### Task goal
All lines featuring the string "this" are to be listed.

### Records
============

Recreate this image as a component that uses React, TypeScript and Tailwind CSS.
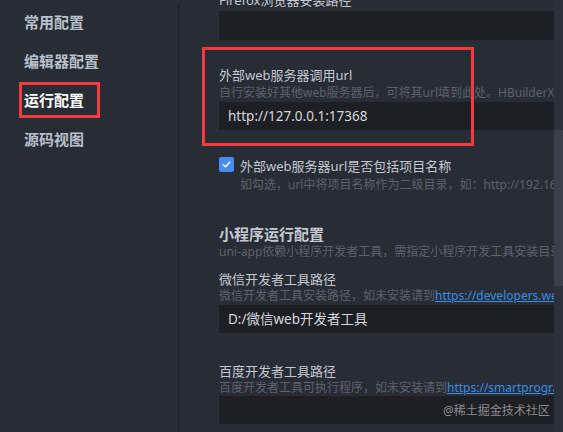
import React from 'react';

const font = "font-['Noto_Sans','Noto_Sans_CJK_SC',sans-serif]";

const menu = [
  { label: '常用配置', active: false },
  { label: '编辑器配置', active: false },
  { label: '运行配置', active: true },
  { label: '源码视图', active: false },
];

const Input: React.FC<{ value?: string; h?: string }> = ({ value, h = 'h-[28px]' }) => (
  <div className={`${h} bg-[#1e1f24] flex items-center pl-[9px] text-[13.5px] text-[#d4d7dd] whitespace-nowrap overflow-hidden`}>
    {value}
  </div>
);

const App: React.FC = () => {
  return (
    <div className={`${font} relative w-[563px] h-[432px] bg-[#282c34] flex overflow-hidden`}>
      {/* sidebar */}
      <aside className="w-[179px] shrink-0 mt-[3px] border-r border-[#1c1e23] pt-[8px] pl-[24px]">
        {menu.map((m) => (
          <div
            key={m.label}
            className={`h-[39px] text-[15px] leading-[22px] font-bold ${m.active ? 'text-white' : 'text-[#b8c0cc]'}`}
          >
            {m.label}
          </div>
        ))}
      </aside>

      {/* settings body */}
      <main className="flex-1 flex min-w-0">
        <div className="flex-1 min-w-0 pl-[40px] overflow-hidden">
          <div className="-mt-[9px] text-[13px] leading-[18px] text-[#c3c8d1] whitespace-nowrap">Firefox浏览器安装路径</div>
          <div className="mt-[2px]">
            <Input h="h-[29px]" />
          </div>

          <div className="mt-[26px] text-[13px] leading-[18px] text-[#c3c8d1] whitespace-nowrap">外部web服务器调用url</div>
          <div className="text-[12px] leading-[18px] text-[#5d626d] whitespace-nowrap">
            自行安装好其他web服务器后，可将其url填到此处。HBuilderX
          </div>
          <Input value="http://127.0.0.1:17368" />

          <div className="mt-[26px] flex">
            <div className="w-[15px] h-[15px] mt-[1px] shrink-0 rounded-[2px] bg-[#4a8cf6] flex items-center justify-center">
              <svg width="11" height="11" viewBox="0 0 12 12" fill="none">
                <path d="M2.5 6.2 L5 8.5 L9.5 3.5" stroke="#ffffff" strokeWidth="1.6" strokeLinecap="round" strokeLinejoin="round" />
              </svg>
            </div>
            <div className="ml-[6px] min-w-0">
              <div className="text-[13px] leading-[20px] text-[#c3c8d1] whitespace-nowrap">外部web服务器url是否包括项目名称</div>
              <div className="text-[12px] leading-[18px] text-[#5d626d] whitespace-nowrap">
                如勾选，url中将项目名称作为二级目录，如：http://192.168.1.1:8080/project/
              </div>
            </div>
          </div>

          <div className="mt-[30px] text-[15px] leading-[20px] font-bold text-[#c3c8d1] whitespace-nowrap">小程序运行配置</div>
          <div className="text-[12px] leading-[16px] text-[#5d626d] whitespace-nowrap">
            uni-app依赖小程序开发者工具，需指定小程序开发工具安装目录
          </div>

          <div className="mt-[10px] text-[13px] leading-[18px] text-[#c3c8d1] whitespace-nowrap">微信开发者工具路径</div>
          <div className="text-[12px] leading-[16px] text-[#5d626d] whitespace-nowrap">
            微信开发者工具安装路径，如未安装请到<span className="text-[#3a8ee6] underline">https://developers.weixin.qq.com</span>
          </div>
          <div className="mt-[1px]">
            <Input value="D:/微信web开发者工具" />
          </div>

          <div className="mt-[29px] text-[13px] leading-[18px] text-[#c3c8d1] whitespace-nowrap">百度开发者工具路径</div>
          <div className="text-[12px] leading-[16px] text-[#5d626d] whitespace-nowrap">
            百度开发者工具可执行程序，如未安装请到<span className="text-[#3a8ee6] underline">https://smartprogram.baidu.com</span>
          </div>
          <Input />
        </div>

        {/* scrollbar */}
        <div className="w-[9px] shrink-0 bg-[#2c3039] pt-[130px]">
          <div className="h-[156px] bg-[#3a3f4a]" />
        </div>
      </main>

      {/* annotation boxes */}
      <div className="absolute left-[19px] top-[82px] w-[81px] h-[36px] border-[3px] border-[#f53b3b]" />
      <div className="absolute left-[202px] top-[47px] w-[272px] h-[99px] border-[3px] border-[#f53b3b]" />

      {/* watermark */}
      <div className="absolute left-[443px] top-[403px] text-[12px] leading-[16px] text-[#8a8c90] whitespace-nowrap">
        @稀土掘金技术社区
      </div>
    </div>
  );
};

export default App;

============

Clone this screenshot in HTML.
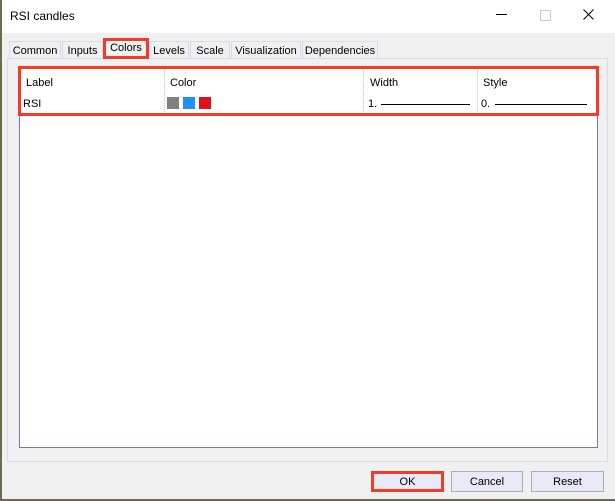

============

### Task result
Recreate this image as a component that uses React, TypeScript and Tailwind CSS.
Clone this screenshot in HTML.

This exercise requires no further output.